Today, we introduced a very powerful technique: the hypothesis testing. As the name suggested, it allows us to test hypotheses. You see, we rarely know the properties of the population. By drawing samples and studying the data we have, we may come up with some hypotheses. For example, when I was very little, I was told that the normal body temperature was 37 $^\circ$C, but the data I have collected now suggest otherwise. Therefore, I hypothesise that the normal body temperature may not be 37 $^\circ$C. How do we figure out if the hypothesis is correct or not? Or can we at least calculate the probability of our hypothesis being true based on the sample? That is, the probability of this sort:

$$\mathbb{P}(\textmd{our hypothesis is true}\,|\,\textmd{sample data})$$

Well … there are methods (Bayesian Statistics) for that purpose. Unfortunately, with the techniques covered in this introductory statistics course, we cannot answer if a hypothesis is correct or not, and we cannot calculate the probability of a hypothesis being correct or wrong, either. However, we can still do something useful. What we can do is to approach the problem in a kind of indirect way through hypothesis testing. In this lecture, we simply provided an intuition about the concept of hypothesis testing.
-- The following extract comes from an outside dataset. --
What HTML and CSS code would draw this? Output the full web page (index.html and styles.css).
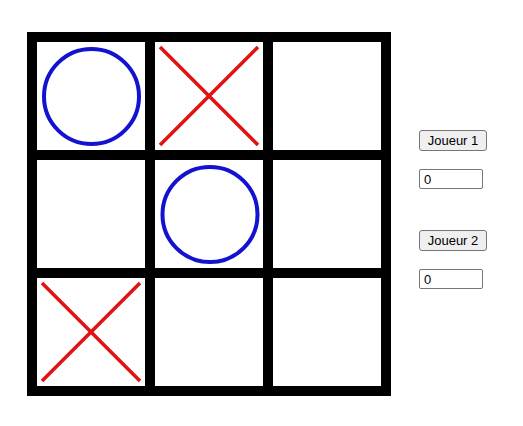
FILE: index.html
```html
<!DOCTYPE html>
<html lang="fr">

<head>
    <meta charset="UTF-8">
    <title>Morpion</title>
    <link rel="stylesheet" href="styles.css">
</head>

<body>
    <div class="game">
        <!-- Plateau -->
        <div class="board">
            <div class="cell">
                <svg viewBox="0 0 108 108"><circle class="o" cx="54.5" cy="54.5" r="47.5" /></svg>
            </div>
            <div class="cell">
                <svg viewBox="0 0 108 108"><line class="x" x1="5" y1="5" x2="103" y2="103" /><line class="x" x1="103" y1="5" x2="5" y2="103" /></svg>
            </div>
            <div class="cell"></div>
            <div class="cell"></div>
            <div class="cell">
                <svg viewBox="0 0 108 108"><circle class="o" cx="55" cy="54.5" r="47.5" /></svg>
            </div>
            <div class="cell"></div>
            <div class="cell">
                <svg viewBox="0 0 108 108"><line class="x" x1="5" y1="5" x2="103" y2="103" /><line class="x" x1="103" y1="5" x2="5" y2="103" /></svg>
            </div>
            <div class="cell"></div>
            <div class="cell"></div>
        </div>

        <!-- Scores -->
        <div class="scores">
            <button class="player">Joueur 1</button>
            <input class="score" type="text" value="0">
            <button class="player second">Joueur 2</button>
            <input class="score" type="text" value="0">
        </div>
    </div>
</body>

</html>
```

FILE: styles.css
```css
* {
    margin: 0;
    padding: 0;
    box-sizing: border-box;
}

body {
    background: #fff;
    font-family: 'Liberation Sans', Arial, sans-serif;
    padding: 32px 0 0 27px;
}

.game {
    display: flex;
    align-items: flex-start;
}

.board {
    display: grid;
    grid-template-columns: repeat(3, 108px);
    grid-auto-rows: 108px;
    gap: 10px;
    padding: 10px;
    background: #000;
}

.cell {
    background: #fff;
}

.cell svg {
    display: block;
    width: 108px;
    height: 108px;
}

.o {
    fill: none;
    stroke: #1212d0;
    stroke-width: 4;
}

.x {
    stroke: #e01212;
    stroke-width: 3.5;
}

.scores {
    display: flex;
    flex-direction: column;
    align-items: flex-start;
    margin: 98px 0 0 28px;
}

.player {
    width: 68px;
    height: 21px;
    font-family: 'Liberation Sans', Arial, sans-serif;
    font-size: 13px;
    color: #000;
    background: #efefef;
    border: 1px solid #767676;
    border-radius: 3px;
}

.player.second {
    margin-top: 41px;
}

.score {
    width: 64px;
    height: 20px;
    margin-top: 18px;
    padding: 1px 4px;
    font-family: 'Liberation Sans', Arial, sans-serif;
    font-size: 13px;
    color: #000;
    border: 1px solid #767676;
    border-radius: 2px;
}
```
We just talked about ideas using specific examples. We left all the formality and technical stuff about hypothesis testing in the next lecture.
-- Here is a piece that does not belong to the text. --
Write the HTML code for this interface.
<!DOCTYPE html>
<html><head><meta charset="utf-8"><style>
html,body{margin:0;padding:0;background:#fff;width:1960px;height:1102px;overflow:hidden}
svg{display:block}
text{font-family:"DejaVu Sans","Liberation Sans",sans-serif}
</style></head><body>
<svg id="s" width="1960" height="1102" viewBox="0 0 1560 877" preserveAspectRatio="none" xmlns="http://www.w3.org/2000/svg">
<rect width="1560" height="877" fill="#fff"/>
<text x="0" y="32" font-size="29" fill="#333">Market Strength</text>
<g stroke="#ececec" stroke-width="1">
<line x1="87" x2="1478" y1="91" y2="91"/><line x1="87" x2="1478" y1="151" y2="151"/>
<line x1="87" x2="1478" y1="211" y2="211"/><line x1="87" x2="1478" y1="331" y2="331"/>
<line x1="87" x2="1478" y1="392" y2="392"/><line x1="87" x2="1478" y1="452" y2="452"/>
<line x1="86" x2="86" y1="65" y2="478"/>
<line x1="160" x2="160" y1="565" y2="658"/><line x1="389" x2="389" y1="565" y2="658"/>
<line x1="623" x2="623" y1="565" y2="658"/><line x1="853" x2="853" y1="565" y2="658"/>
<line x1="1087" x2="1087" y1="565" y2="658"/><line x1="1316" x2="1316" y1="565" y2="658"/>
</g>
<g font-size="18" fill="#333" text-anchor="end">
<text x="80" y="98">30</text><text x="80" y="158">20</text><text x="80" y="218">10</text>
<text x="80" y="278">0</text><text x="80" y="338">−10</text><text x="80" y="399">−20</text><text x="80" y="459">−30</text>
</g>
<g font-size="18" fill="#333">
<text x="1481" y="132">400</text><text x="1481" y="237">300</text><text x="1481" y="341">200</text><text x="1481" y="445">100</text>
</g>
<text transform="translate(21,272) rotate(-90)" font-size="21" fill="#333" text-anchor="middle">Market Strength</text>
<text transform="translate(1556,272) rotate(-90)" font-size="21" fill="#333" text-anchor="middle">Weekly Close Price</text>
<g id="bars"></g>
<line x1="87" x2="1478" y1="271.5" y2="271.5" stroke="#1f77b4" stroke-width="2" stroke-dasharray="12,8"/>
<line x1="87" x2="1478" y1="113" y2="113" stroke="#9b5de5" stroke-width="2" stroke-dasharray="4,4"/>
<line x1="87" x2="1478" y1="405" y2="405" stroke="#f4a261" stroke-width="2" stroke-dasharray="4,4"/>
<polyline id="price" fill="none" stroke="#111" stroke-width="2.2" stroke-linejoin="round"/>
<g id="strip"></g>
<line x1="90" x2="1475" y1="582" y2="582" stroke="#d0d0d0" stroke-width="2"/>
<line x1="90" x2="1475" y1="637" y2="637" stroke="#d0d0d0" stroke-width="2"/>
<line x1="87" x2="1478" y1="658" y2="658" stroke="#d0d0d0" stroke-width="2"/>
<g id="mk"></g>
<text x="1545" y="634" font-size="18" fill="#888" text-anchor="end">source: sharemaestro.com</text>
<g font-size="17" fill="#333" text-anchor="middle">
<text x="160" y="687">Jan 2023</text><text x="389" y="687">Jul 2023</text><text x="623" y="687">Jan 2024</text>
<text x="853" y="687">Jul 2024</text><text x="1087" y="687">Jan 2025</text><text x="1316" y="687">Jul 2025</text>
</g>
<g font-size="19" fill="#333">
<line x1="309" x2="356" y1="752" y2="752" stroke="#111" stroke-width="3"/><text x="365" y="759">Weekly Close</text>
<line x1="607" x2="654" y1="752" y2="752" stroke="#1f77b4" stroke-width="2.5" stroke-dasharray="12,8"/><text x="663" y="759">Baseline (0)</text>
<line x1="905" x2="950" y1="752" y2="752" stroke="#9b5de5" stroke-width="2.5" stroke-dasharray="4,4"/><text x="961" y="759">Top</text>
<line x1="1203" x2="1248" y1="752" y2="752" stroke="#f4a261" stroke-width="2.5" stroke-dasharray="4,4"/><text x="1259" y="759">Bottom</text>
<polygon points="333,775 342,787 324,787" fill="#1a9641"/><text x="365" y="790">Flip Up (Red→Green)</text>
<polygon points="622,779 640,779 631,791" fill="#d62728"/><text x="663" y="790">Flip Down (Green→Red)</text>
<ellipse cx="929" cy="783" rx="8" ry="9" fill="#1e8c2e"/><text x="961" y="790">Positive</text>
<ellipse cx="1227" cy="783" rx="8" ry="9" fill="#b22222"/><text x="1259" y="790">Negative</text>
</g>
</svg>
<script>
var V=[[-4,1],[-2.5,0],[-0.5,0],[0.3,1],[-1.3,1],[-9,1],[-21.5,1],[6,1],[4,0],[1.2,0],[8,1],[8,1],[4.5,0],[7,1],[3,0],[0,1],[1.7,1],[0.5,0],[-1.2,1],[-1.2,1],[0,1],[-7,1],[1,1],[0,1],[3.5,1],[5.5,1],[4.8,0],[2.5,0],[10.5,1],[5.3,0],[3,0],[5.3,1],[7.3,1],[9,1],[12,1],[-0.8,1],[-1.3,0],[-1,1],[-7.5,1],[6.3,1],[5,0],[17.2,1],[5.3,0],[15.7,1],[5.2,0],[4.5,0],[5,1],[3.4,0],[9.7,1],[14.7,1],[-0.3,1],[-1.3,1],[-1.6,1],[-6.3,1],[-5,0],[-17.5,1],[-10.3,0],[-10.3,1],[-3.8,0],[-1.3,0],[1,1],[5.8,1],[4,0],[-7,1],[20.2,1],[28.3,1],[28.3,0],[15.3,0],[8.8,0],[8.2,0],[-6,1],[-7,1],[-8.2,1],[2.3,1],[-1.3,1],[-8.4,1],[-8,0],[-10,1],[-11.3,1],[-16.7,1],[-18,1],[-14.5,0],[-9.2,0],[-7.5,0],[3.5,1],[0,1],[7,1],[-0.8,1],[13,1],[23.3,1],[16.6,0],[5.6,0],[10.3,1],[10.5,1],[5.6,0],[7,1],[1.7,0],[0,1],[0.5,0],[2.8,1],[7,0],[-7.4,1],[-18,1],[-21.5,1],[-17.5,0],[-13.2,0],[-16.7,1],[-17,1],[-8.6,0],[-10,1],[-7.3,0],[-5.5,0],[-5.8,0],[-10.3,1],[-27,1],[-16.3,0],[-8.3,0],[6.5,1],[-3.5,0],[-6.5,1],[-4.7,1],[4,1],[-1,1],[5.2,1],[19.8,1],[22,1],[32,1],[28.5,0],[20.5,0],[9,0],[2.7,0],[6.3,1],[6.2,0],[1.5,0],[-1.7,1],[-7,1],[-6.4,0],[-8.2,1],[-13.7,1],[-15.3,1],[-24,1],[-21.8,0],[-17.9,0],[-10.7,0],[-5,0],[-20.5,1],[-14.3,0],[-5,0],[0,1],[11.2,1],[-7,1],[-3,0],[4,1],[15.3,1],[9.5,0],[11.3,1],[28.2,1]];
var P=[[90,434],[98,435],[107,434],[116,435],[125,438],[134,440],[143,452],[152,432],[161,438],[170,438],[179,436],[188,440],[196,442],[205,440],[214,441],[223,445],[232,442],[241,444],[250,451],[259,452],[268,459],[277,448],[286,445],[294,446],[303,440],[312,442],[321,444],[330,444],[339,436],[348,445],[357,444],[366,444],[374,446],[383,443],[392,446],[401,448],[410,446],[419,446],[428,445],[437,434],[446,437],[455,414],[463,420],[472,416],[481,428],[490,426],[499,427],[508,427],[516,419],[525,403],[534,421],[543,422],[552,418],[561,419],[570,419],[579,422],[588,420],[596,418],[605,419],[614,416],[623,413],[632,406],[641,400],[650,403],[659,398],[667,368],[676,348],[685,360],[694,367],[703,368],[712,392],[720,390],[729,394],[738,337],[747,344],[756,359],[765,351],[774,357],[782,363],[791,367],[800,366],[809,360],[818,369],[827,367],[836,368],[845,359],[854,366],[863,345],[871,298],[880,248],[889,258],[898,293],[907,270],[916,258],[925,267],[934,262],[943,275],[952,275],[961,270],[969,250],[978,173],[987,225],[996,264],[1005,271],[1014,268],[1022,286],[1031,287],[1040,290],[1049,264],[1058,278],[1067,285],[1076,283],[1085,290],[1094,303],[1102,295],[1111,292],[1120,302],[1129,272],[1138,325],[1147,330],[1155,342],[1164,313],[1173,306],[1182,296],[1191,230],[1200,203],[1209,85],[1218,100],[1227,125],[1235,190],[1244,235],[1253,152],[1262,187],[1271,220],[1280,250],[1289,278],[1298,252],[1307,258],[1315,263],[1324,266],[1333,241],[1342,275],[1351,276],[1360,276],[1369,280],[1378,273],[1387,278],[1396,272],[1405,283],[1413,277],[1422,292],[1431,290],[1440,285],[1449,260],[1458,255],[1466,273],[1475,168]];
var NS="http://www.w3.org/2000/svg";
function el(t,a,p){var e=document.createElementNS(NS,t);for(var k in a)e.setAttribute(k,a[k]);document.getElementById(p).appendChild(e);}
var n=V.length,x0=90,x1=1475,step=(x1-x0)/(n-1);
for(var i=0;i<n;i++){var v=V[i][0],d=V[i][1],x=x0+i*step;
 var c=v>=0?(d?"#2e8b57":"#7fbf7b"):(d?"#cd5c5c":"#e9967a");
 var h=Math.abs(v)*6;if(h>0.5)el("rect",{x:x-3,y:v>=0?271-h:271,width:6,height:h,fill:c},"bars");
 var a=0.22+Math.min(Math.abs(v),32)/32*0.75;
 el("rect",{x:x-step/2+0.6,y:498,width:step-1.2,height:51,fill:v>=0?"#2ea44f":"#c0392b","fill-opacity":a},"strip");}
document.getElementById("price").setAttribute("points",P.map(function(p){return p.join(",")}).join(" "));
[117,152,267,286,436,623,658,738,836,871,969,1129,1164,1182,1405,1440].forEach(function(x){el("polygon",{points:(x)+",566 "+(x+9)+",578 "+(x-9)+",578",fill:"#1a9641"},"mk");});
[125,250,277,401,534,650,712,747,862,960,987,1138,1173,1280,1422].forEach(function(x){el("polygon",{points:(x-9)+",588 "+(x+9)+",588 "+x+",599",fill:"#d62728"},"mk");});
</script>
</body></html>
In practice, we often want to claim if the measurements, such as body temperatures and test scores, are different from a specific value or under different conditions. For example, we would like to claim that the mean body temperature of normal people is lower, the same or higher than 37 $^\circ$C. Or we would like to claim that the average test score of students (condition A) who take notes during lectures is higher, the same or lower than those who do not take notes (condition B). Then we design and perform experiments and collect data. We see that the mean body temperature is 36.8 $^\circ$C which is not 37 $^\circ$C, and the average test score of condition A is 7.5 points higher than that of condition B. Based on these data, we have some hypotheses in our mind:

  • The mean body temperature of normal people might not be 37 $^\circ$C.
  • The average test score is higher for those students who take notes during lectures compared to those who do not.
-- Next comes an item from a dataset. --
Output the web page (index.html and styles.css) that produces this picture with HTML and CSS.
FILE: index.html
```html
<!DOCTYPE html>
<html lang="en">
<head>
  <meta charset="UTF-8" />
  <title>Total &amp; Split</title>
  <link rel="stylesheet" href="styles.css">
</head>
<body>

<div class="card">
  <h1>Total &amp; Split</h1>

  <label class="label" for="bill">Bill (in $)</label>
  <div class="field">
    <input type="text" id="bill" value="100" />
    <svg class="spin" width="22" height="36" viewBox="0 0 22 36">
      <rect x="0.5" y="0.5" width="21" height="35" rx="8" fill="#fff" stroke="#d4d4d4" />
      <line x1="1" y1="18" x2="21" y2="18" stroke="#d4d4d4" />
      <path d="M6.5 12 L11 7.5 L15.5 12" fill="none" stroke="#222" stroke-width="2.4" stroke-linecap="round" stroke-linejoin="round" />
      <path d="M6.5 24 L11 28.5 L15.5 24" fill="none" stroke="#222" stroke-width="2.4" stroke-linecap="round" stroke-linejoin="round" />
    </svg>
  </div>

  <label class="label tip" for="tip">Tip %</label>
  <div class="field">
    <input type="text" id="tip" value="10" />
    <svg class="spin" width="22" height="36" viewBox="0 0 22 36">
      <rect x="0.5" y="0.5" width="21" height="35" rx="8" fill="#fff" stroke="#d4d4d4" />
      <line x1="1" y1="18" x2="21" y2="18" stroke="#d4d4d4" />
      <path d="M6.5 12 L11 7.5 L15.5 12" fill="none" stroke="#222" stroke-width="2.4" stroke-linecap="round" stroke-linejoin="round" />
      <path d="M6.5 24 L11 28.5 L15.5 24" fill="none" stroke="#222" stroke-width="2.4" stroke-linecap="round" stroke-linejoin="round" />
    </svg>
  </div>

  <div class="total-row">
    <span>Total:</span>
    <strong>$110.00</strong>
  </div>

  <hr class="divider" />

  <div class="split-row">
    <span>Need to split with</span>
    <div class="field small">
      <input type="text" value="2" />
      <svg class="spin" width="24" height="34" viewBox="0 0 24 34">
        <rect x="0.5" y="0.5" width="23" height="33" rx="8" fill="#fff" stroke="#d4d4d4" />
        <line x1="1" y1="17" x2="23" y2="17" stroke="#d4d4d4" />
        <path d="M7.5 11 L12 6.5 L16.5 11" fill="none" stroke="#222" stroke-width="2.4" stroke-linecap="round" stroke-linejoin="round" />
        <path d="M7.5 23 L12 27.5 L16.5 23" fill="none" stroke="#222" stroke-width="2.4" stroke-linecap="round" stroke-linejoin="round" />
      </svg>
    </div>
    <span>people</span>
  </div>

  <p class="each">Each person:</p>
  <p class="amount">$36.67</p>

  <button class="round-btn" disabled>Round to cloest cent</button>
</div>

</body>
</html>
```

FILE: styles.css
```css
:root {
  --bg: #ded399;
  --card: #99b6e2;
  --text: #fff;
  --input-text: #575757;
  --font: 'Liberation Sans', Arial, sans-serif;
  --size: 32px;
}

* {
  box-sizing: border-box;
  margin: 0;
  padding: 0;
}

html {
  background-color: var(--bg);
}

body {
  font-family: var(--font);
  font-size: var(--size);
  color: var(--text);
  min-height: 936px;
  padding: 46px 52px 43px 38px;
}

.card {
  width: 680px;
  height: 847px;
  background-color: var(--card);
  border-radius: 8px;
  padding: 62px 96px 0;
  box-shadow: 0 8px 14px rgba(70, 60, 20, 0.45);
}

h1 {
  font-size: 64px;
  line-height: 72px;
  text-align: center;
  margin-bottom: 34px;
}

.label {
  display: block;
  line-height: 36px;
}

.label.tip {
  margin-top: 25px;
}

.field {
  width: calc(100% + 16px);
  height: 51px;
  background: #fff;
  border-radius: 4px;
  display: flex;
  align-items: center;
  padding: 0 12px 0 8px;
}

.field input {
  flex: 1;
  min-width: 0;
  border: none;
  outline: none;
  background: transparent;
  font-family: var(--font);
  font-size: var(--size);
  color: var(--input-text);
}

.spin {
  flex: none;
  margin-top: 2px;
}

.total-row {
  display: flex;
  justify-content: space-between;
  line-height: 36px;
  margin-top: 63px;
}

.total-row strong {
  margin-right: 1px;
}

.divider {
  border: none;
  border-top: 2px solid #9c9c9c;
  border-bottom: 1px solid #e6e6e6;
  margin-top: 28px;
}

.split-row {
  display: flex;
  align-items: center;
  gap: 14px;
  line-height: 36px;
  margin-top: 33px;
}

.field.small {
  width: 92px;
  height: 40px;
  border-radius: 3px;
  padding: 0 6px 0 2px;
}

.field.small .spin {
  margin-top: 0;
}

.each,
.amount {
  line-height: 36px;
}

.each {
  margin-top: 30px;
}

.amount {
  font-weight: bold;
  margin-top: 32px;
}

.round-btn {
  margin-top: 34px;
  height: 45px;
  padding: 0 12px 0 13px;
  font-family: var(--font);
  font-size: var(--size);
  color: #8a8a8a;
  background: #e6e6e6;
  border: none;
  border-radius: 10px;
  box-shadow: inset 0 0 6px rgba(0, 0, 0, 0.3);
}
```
We want to test them. Now we assume the opposite is true. Then it is relatively straightforward for us to use the knowledge that we learnt in the probability section to calculate the probability of observing the data. If the mean body temperature of normal people is indeed 37 $^\circ$C, we can calculate the probability of observing our sample mean to be 36.8 $^\circ$C. If there the mean test score of condition A is not higher than that of condition B, we can calculate the the probability of observing the difference of our sample means, which is 7.5 points. Since we are dealing with continuous data, the probability of getting any specific values is basically $0$. Therefore, most of the time we calculate the probability of observing our sample data or more extreme1.

In reality, we tend to think or behave as if small probability events do not generally occur. Based on this thinking, we ask: is the probability we get small or not? If it is small, it means:

  • If the mean body temperature of normal people is indeed 37 $^\circ$C, it is unlikely for us to observe our sample mean to be 36.8 $^\circ$C or more extreme.
  • If the average test score is not higher for those students who take notes during lectures compared to those who do not, it is unlikely for us to observe the difference of our sample means to be 7.5 points or more extreme.

Yet, it happens, which indicates there might be something wrong with our original assumptions. On the other hand, if the probability is not small, then it is kind of expected to get our sample data based on our original assumptions. Therefore, we do not question our original belief.

The above practice is the basic idea of hypothesis testing.


  1. The meaning of more extreme depends on the context, which we will elaborate during the lecture. ↩︎